## What you will do
Copy out each line of the material in which the word "React" appears.

## Provided data
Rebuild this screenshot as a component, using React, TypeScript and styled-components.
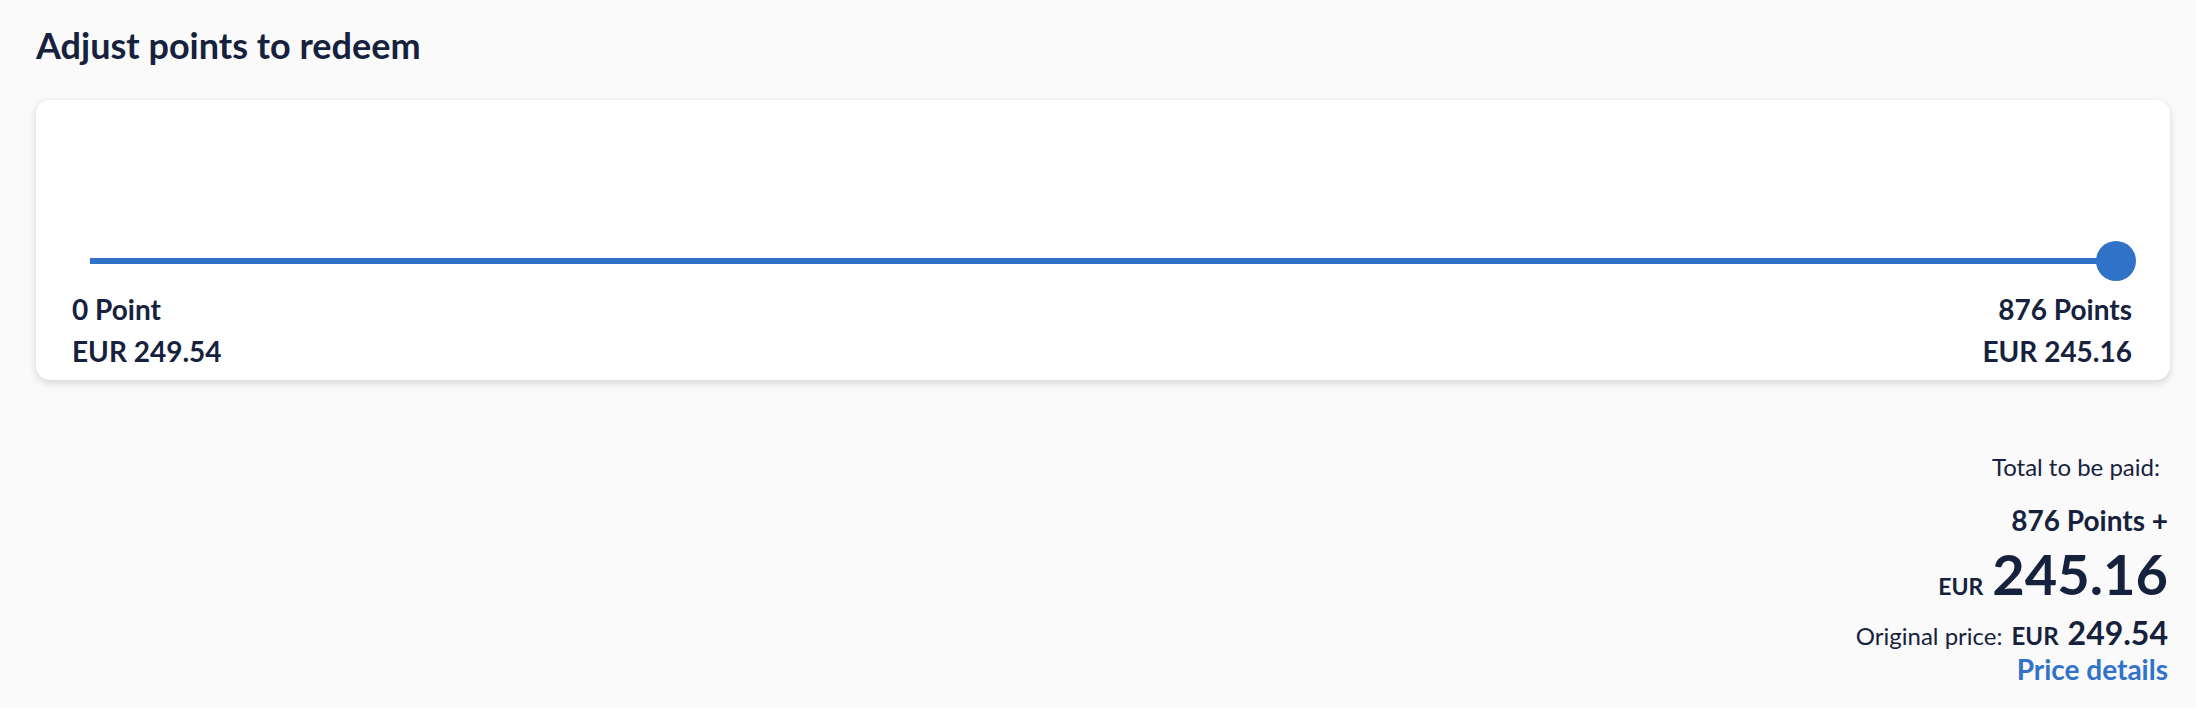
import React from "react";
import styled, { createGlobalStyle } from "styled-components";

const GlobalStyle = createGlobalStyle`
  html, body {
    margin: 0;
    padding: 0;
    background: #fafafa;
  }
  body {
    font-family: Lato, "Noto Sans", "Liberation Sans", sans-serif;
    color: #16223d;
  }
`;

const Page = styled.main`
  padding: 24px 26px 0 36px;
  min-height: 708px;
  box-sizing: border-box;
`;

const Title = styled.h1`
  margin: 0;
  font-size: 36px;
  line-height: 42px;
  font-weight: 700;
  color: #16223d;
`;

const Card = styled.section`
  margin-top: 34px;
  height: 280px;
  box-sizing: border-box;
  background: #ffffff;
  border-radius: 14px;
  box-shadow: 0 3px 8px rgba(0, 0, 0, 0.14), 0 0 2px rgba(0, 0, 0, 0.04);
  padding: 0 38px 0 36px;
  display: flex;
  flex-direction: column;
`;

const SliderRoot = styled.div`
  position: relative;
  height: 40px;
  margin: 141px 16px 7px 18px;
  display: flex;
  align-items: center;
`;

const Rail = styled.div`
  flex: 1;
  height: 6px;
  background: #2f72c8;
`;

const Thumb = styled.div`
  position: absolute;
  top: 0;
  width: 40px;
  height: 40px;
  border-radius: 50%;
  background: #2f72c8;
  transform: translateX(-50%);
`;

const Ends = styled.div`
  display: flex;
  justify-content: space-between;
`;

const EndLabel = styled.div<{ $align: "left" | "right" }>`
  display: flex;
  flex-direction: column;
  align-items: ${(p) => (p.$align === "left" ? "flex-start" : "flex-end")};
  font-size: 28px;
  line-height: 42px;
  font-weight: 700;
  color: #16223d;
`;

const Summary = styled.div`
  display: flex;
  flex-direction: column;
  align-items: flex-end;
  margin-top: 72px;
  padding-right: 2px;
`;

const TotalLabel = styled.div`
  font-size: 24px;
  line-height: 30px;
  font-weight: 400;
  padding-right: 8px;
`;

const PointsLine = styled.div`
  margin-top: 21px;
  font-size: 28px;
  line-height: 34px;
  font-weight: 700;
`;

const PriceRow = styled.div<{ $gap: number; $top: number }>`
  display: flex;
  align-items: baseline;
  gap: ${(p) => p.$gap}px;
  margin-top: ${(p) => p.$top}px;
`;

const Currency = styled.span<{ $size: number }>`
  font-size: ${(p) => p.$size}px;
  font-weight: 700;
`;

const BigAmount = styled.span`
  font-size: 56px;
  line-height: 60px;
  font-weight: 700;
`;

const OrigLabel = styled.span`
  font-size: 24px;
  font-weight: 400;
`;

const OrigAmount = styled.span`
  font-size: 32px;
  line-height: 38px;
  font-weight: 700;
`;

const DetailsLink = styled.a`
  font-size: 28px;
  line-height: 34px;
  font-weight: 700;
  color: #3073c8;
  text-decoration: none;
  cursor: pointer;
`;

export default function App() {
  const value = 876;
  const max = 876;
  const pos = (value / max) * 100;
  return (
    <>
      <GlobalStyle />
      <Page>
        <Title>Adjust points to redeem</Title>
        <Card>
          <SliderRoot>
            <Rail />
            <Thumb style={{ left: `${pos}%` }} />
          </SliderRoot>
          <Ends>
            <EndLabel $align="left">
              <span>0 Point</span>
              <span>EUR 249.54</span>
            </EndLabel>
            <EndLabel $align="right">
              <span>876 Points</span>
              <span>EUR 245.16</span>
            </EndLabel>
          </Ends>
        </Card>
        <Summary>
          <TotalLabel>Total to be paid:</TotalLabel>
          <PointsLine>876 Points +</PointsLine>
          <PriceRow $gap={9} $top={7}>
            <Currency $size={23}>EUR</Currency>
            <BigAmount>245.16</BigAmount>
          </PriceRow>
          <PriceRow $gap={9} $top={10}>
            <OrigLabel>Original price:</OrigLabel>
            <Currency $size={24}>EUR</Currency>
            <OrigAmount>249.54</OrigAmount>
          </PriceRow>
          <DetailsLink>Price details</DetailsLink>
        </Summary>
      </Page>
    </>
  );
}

## Solution to the exercise
Rebuild this screenshot as a component, using React, TypeScript and styled-components.
import React from "react";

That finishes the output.